DecomposeMe: Simplifying ConvNets for End-to-End Learning
This addresses efficiency issues for embedded vision systems, offering a novel method to reduce parameters while improving performance.
The paper tackles the problem of ConvNets being computationally demanding for embedded devices by proposing DecomposeMe, a technique using 1D convolutions to simplify networks, resulting in a 7.7% improvement in top-1 accuracy on Places2 with 92% fewer parameters compared to VGG-B.

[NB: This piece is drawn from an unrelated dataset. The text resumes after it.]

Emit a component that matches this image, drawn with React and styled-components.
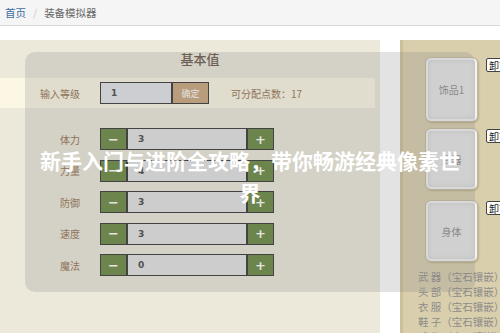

Deep learning and convolutional neural networks (ConvNets) have been successfully applied to most relevant tasks in the computer vision community. However, these networks are computationally demanding and not suitable for embedded devices where memory and time consumption are relevant. In this paper, we propose DecomposeMe, a simple but effective technique to learn features using 1D convolutions. The proposed architecture enables both simplicity and filter sharing leading to increased learning capacity. A comprehensive set of large-scale experiments on ImageNet and Places2 demonstrates the ability of our method to improve performance while significantly reducing the number of parameters required. Notably, on Places2, we obtain an improvement in relative top-1 classification accuracy of 7.7\% with an architecture that requires 92% fewer parameters compared to VGG-B. The proposed network is also demonstrated to generalize to other tasks by converting existing networks.